There seem to be plans being made every day. Last year, at least the first half, was a lot slower than this. Yes, I traveled. A lot. Which helped distract me. But there were moments that were slow. Really, really slow… So slow that I started to read Fifty Shades of Grey (thirty pages in and I had to put it down because of how awful the writing was. Sorry Grey fans!). I like busy. I like having projects to work on… meetings, deadlines, things that create a sense of accomplishment.
As I type this, it does occur to me that having down time isn’t a bad thing either. I’m always go-go-go that sometimes I forget to chill. Watching TV even becomes something that gets in the way of work. I feel guilty when I’m not checking my three email accounts (maybe someone sent me a message I have to respond to RIGHT NOW). It’s a problem… But one that I’m aware of at least. Balance is what I constantly strive for. I don’t think I’ve found it yet. Actually, I know I haven’t. I want it though… Whatever “it” is. I’ll figure it out one day.
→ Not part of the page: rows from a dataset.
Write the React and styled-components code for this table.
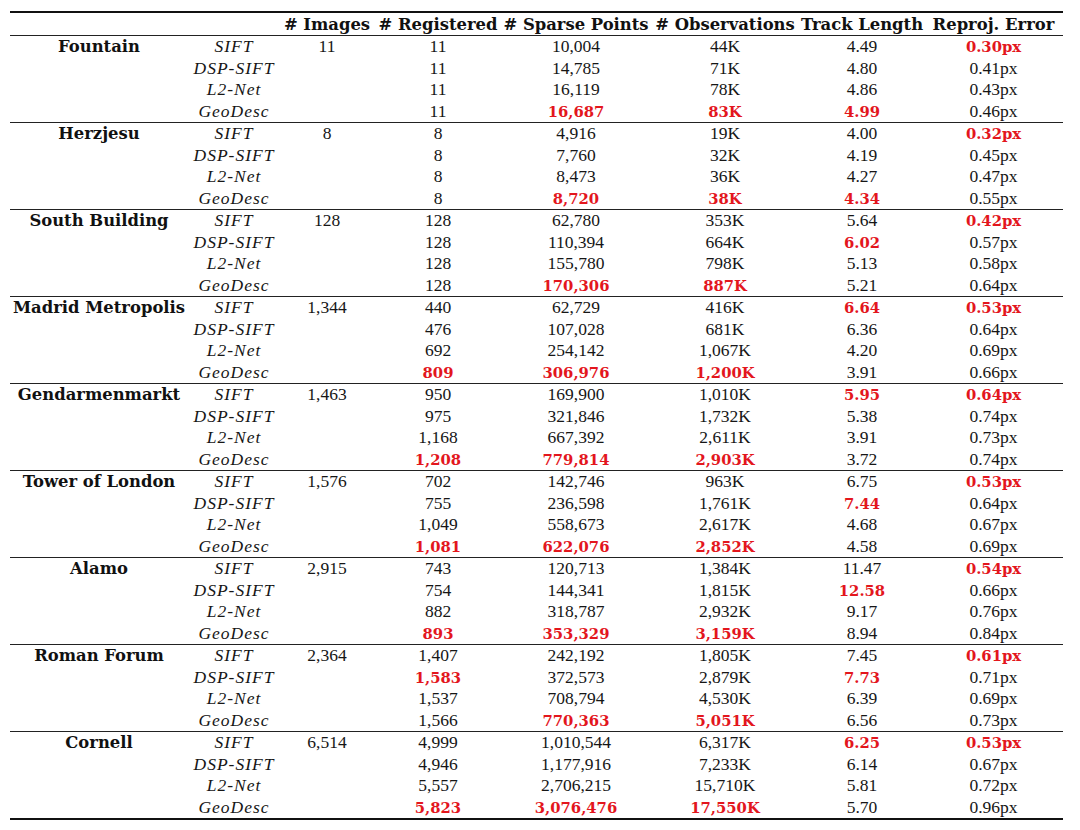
import React from 'react';
import styled, { createGlobalStyle } from 'styled-components';

const GlobalStyle = createGlobalStyle`
  html, body {
    margin: 0;
    padding: 0;
    background: #ffffff;
  }
  body {
    font-family: "Liberation Serif", "Times New Roman", serif;
    color: #161616;
  }
`;

const COLS = '178px 92px 94px 128px 148px 150px 124px 139px';

const Page = styled.div`
  padding: 11px 17px 0 10px;
  width: 1053px;
`;

const Table = styled.div`
  border-top: 2px solid #111;
  border-bottom: 2px solid #111;
`;

const HeaderRow = styled.div`
  display: grid;
  grid-template-columns: ${COLS};
  height: 22px;
  align-items: center;
  border-bottom: 1px solid #222;
`;

const HeadCell = styled.div`
  font-family: "DejaVu Serif", serif;
  font-weight: bold;
  font-size: 16.4px;
  text-align: center;
  white-space: nowrap;
  color: #111;
`;

const Group = styled.div`
  & + & {
    border-top: 1px solid #222;
  }
`;

const Row = styled.div`
  display: grid;
  grid-template-columns: ${COLS};
  height: 21.5px;
  align-items: center;
`;

const Cell = styled.div`
  text-align: center;
  white-space: nowrap;
  font-size: 17.5px;
  line-height: 21.5px;
  color: ${p => (p.$best ? '#e3161d' : '#161616')};
  font-family: ${p => (p.$best ? '"DejaVu Serif", serif' : '"Liberation Serif", serif')};
  font-weight: ${p => (p.$best ? 'bold' : 'normal')};
  ${p => p.$best && 'font-size: 14.8px;'}
`;

const NameCell = styled.div`
  text-align: center;
  white-space: nowrap;
  font-family: "DejaVu Serif", serif;
  font-weight: bold;
  font-size: 16.4px;
  color: #111;
`;

const MethodCell = styled.div`
  text-align: center;
  white-space: nowrap;
  font-style: italic;
  font-size: 17.5px;
  letter-spacing: 1px;
  color: #161616;
`;

const headers = ['', '', '# Images', '# Registered', '# Sparse Points', '# Observations', 'Track Length', 'Reproj. Error'];
const methods = ['SIFT', 'DSP-SIFT', 'L2-Net', 'GeoDesc'];

// values prefixed with * are the best in their block (bold red)
const datasets = [
  { name: 'Fountain', images: '11', rows: [
    ['11', '10,004', '44K', '4.49', '*0.30px'],
    ['11', '14,785', '71K', '4.80', '0.41px'],
    ['11', '16,119', '78K', '4.86', '0.43px'],
    ['11', '*16,687', '*83K', '*4.99', '0.46px'],
  ] },
  { name: 'Herzjesu', images: '8', rows: [
    ['8', '4,916', '19K', '4.00', '*0.32px'],
    ['8', '7,760', '32K', '4.19', '0.45px'],
    ['8', '8,473', '36K', '4.27', '0.47px'],
    ['8', '*8,720', '*38K', '*4.34', '0.55px'],
  ] },
  { name: 'South Building', images: '128', rows: [
    ['128', '62,780', '353K', '5.64', '*0.42px'],
    ['128', '110,394', '664K', '*6.02', '0.57px'],
    ['128', '155,780', '798K', '5.13', '0.58px'],
    ['128', '*170,306', '*887K', '5.21', '0.64px'],
  ] },
  { name: 'Madrid Metropolis', images: '1,344', rows: [
    ['440', '62,729', '416K', '*6.64', '*0.53px'],
    ['476', '107,028', '681K', '6.36', '0.64px'],
    ['692', '254,142', '1,067K', '4.20', '0.69px'],
    ['*809', '*306,976', '*1,200K', '3.91', '0.66px'],
  ] },
  { name: 'Gendarmenmarkt', images: '1,463', rows: [
    ['950', '169,900', '1,010K', '*5.95', '*0.64px'],
    ['975', '321,846', '1,732K', '5.38', '0.74px'],
    ['1,168', '667,392', '2,611K', '3.91', '0.73px'],
    ['*1,208', '*779,814', '*2,903K', '3.72', '0.74px'],
  ] },
  { name: 'Tower of London', images: '1,576', rows: [
    ['702', '142,746', '963K', '6.75', '*0.53px'],
    ['755', '236,598', '1,761K', '*7.44', '0.64px'],
    ['1,049', '558,673', '2,617K', '4.68', '0.67px'],
    ['*1,081', '*622,076', '*2,852K', '4.58', '0.69px'],
  ] },
  { name: 'Alamo', images: '2,915', rows: [
    ['743', '120,713', '1,384K', '11.47', '*0.54px'],
    ['754', '144,341', '1,815K', '*12.58', '0.66px'],
    ['882', '318,787', '2,932K', '9.17', '0.76px'],
    ['*893', '*353,329', '*3,159K', '8.94', '0.84px'],
  ] },
  { name: 'Roman Forum', images: '2,364', rows: [
    ['1,407', '242,192', '1,805K', '7.45', '*0.61px'],
    ['*1,583', '372,573', '2,879K', '*7.73', '0.71px'],
    ['1,537', '708,794', '4,530K', '6.39', '0.69px'],
    ['1,566', '*770,363', '*5,051K', '6.56', '0.73px'],
  ] },
  { name: 'Cornell', images: '6,514', rows: [
    ['4,999', '1,010,544', '6,317K', '*6.25', '*0.53px'],
    ['4,946', '1,177,916', '7,233K', '6.14', '0.67px'],
    ['5,557', '2,706,215', '15,710K', '5.81', '0.72px'],
    ['*5,823', '*3,076,476', '*17,550K', '5.70', '0.96px'],
  ] },
];

const Value = ({ v }) => {
  const best = v.startsWith('*');
  return <Cell $best={best}>{best ? v.slice(1) : v}</Cell>;
};

export default function App() {
  return (
    <Page>
      <GlobalStyle />
      <Table>
        <HeaderRow>
          {headers.map((h, i) => (
            <HeadCell key={i}>{h}</HeadCell>
          ))}
        </HeaderRow>
        {datasets.map(d => (
          <Group key={d.name}>
            {d.rows.map((r, i) => (
              <Row key={i}>
                <NameCell>{i === 0 ? d.name : ''}</NameCell>
                <MethodCell>{methods[i]}</MethodCell>
                <Cell>{i === 0 ? d.images : ''}</Cell>
                {r.map((v, j) => (
                  <Value key={j} v={v} />
                ))}
              </Row>
            ))}
          </Group>
        ))}
      </Table>
    </Page>
  );
}
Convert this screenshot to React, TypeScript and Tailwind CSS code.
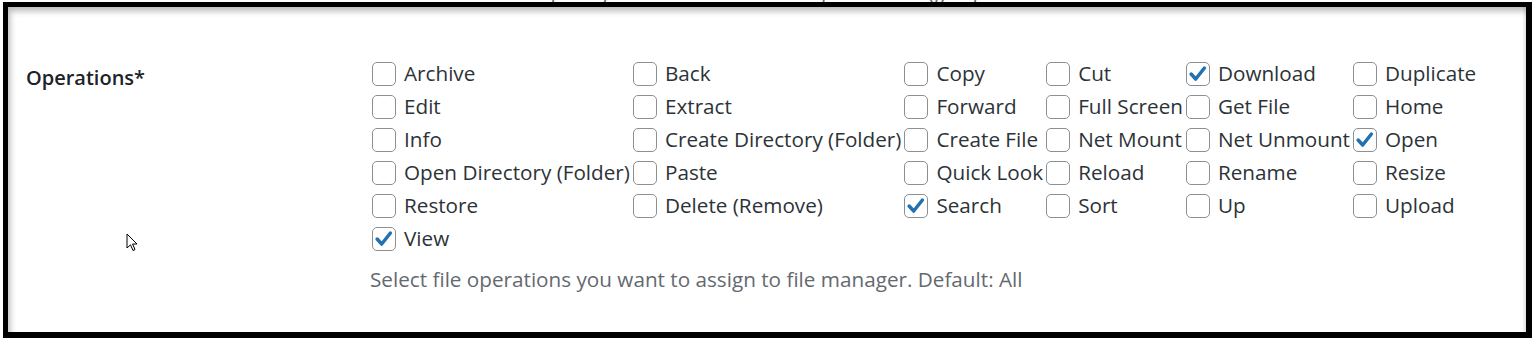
const OPS: { label: string; checked?: boolean }[] = [
  { label: "Archive" },
  { label: "Back" },
  { label: "Copy" },
  { label: "Cut" },
  { label: "Download", checked: true },
  { label: "Duplicate" },
  { label: "Edit" },
  { label: "Extract" },
  { label: "Forward" },
  { label: "Full Screen" },
  { label: "Get File" },
  { label: "Home" },
  { label: "Info" },
  { label: "Create Directory (Folder)" },
  { label: "Create File" },
  { label: "Net Mount" },
  { label: "Net Unmount" },
  { label: "Open", checked: true },
  { label: "Open Directory (Folder)" },
  { label: "Paste" },
  { label: "Quick Look" },
  { label: "Reload" },
  { label: "Rename" },
  { label: "Resize" },
  { label: "Restore" },
  { label: "Delete (Remove)" },
  { label: "Search", checked: true },
  { label: "Sort" },
  { label: "Up" },
  { label: "Upload" },
  { label: "View", checked: true },
];

function Box({ checked }: { checked?: boolean }) {
  return (
    <span className="flex h-[24px] w-[24px] shrink-0 items-center justify-center rounded-[5px] border border-[#8c8f94] bg-white">
      {checked && (
        <svg viewBox="0 0 24 24" className="h-[22px] w-[22px]">
          <path
            d="M4.5 12 L9.5 17.5 L19 5.5"
            fill="none"
            stroke="#2271b1"
            strokeWidth="3.8"
            strokeLinecap="round"
            strokeLinejoin="round"
          />
        </svg>
      )}
    </span>
  );
}

export default function App() {
  return (
    <div
      className="flex h-[338px] w-[1532px] flex-col overflow-hidden bg-white text-[#2c3338]"
      style={{ fontFamily: '"Open Sans", "Noto Sans", sans-serif' }}
    >
      {/* clipped description from the field above */}
      <div className="h-[2px] shrink-0 overflow-hidden">
        <p className="-mt-[17px] pl-[370px] text-[20.7px] leading-[18px] text-[#646970]">
          Enter folder or file path you want to hide. Multiple comma(,) separated.
        </p>
      </div>

      <div className="ml-[3px] flex-1 border-t-[5px] border-r-[6px] border-b-[6px] border-l-[5px] border-black">
        <div className="relative h-full bg-white shadow-[inset_4px_6px_6px_-2px_rgba(0,0,0,0.28),inset_-5px_0_3px_-3px_rgba(0,0,0,0.12)]">
          <div className="flex pt-[50px]">
            <div className="w-[364px] shrink-0 pl-[18px] pt-[4px] text-[20px] font-semibold leading-[33px] text-[#1d2327]">
              Operations*
            </div>
            <div>
              <div className="grid grid-cols-[repeat(6,max-content)] gap-x-[3px]">
                {OPS.map((op) => (
                  <label
                    key={op.label}
                    className="flex h-[33px] items-center gap-[8px] text-[20.7px] leading-none"
                  >
                    <Box checked={op.checked} />
                    <span>{op.label}</span>
                  </label>
                ))}
              </div>
              <p className="ml-[-2px] mt-[12px] text-[20.7px] leading-[24px] text-[#646970]">
                Select file operations you want to assign to file manager. Default: All
              </p>
            </div>
          </div>

          {/* mouse pointer */}
          <svg
            viewBox="0 0 12 19"
            className="absolute left-[118px] top-[226px] h-[19px] w-[12px]"
          >
            <path
              d="M1 1 L1 15 L4.5 11.8 L7 17.5 L9 16.6 L6.6 11 L11 11 Z"
              fill="#fff"
              stroke="#000"
              strokeWidth="1"
              strokeLinejoin="round"
            />
          </svg>
        </div>
      </div>
    </div>
  );
}
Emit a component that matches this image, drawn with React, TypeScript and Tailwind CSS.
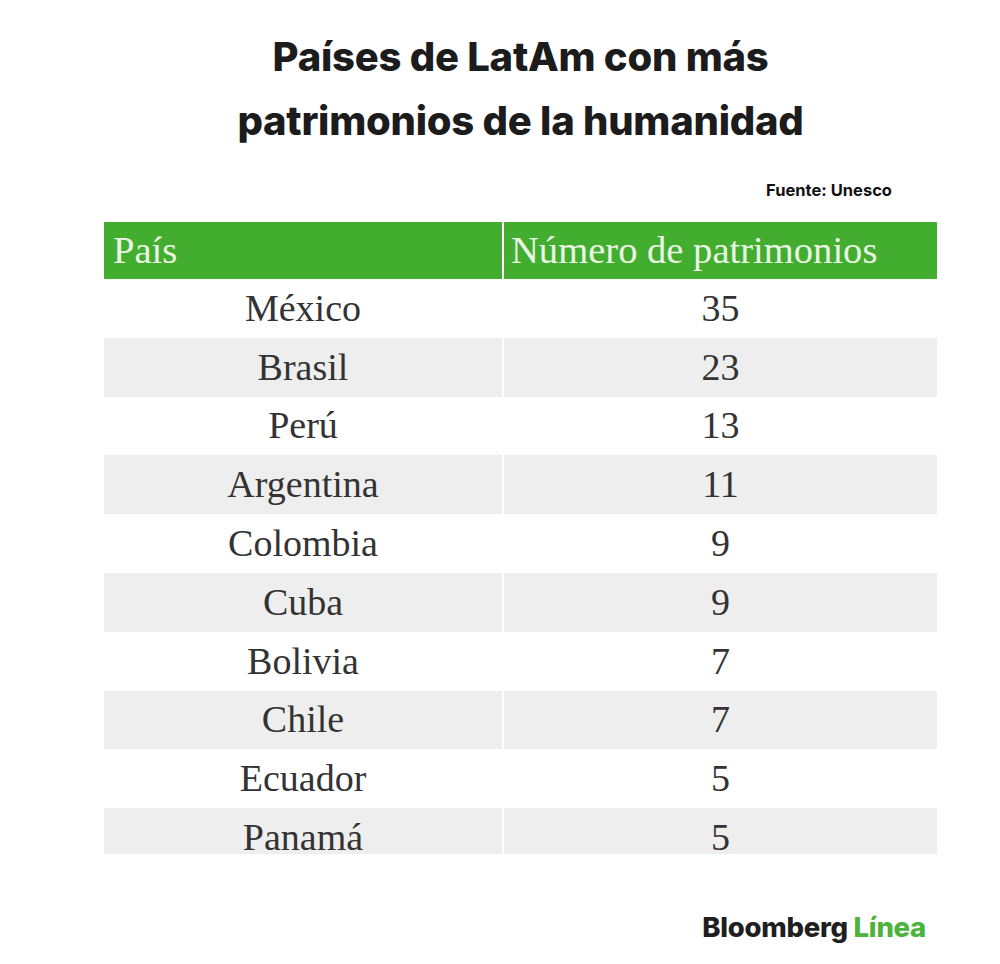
const rows = [
  { pais: "México", n: 35 },
  { pais: "Brasil", n: 23 },
  { pais: "Perú", n: 13 },
  { pais: "Argentina", n: 11 },
  { pais: "Colombia", n: 9 },
  { pais: "Cuba", n: 9 },
  { pais: "Bolivia", n: 7 },
  { pais: "Chile", n: 7 },
  { pais: "Ecuador", n: 5 },
  { pais: "Panamá", n: 5 },
];

export default function App() {
  return (
    <div className="w-[1000px] h-[964px] bg-white overflow-hidden">
      <div className="ml-[104px] w-[833px] flex flex-col">
        {/* Title */}
        <h1 className="pt-[25px] text-center text-[40px] leading-[64px] font-extrabold tracking-[-0.006em] text-[#1c1c1c] font-['Inter',sans-serif]">
          Países de LatAm con más
          <br />
          patrimonios de la humanidad
        </h1>

        <p className="mt-[27px] pr-[45px] text-right text-[16.5px] leading-[20px] font-bold text-[#111] font-['Inter',sans-serif]">
          Fuente: Unesco
        </p>

        {/* Table */}
        <div className="mt-[22px] font-['Liberation_Serif',serif] text-[38px]">
          <div className="flex h-[57px] bg-[#43ad30] text-[#eaf6e4] text-[38.6px]">
            <div className="w-[400px] flex items-center pl-[9px] border-r-2 border-white">País</div>
            <div className="flex-1 flex items-center pl-[7px]">Número de patrimonios</div>
          </div>
          {rows.slice(0, -1).map((r, i) => (
            <div
              key={r.pais}
              className={`flex h-[58.8px] text-[#333] ${i % 2 === 1 ? "bg-[#eeeeee]" : "bg-white"}`}
            >
              <div className="w-[400px] flex items-center justify-center border-r-2 border-white">
                {r.pais}
              </div>
              <div className="flex-1 flex items-center justify-center">{r.n}</div>
            </div>
          ))}
          {/* last row is cut short in the original */}
          <div className="flex h-[46px] bg-[#eeeeee] text-[#333] leading-[34px]">
            <div className="w-[400px] pt-[12px] text-center border-r-2 border-white">Panamá</div>
            <div className="flex-1 pt-[12px] text-center">5</div>
          </div>
        </div>

        {/* Logo */}
        <div className="mt-[57px] pr-[11px] text-right text-[27.5px] leading-[32px] font-extrabold tracking-[-0.01em] font-['Inter',sans-serif]">
          <span className="text-[#1f1f1f]">Bloomberg</span>{" "}
          <span className="text-[#4cb33c]">Línea</span>
        </div>
      </div>
    </div>
  );
}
I guess my real down time comes when I’m able to work on a blog post. It’s when I stop worrying about calendars, clients and money and focus on a single creative task. Over the winter, I did most of my recipe development in the shower or on our couch sipping on mugs of coffee. Someplace warm and cozy. Now I do it on long walks with Maki. Typically this isn’t what I set out to do when I take her around the block to relieve herself, but often I return with an urge to cook. Maybe I’m just hungry.
This shrimp toast and mango butter came to me last week while on an exceptionally long, hot and sweaty walk. As Maki trotted along with her tongue sticking out, a list of available ingredients in our fridge ran through my mind. Most were things I had worked with recently. Asparagus, fiddleheads, tomatoes. And then… mango. The night before, Eric had said that we needed to do with it. That’s when it hit me… Mango Butter. Spicy mango butter. On bread topped with shrimp. Done.
As I open the door I’m greeted by Maki’s wagging tail. In no mood to play, I do my best to brush her away, but our sweet dog’s persistance wins me over. Fine… just a few minutes. She guides me into the living room so we can roll around on the floor. Soon, she has me pinned down and I get attacked with a few licks of her tongue, leaving long streaks of slobber across my glasses.
Exhausted, I call it quits and get my body off the ground. Maki, disappointed, retires to her bed. She wonders if maybe, just maybe, I’ll come back to play with her. Sorry pup, I’m finished for the night. It’s time to make dinner… and mix a drink.
After a long day, the kitchen becomes my sanctuary. Before any onions are chopped, I throw a few rocks into my glass. An aperitif is in order to ease into a relaxing night of nothingness. I whip up my old standard: a Negroni. An equal pour of the three ingredients, a quick stir, and we’re in business.
Before the drink hits my lips, I shave a piece of orange peel and rim the glass with it. The result is subtle, but effective. The aroma of the citrus breathes life into the Negroni, but a bitter herbaceousness is present in the first sip, mellowed only by the sweet vermouth. Another taste and my mind is no longer thinking of work and the stresses of my day. I’m in the here and now.
The onion and garlic sizzle as they hit the pan of butter. I rub my hand across my perspiring forehead, only to look down to see the glass sweating as well. You and me both, my friend. I pick up my drink. Cheers. Sip. Smile.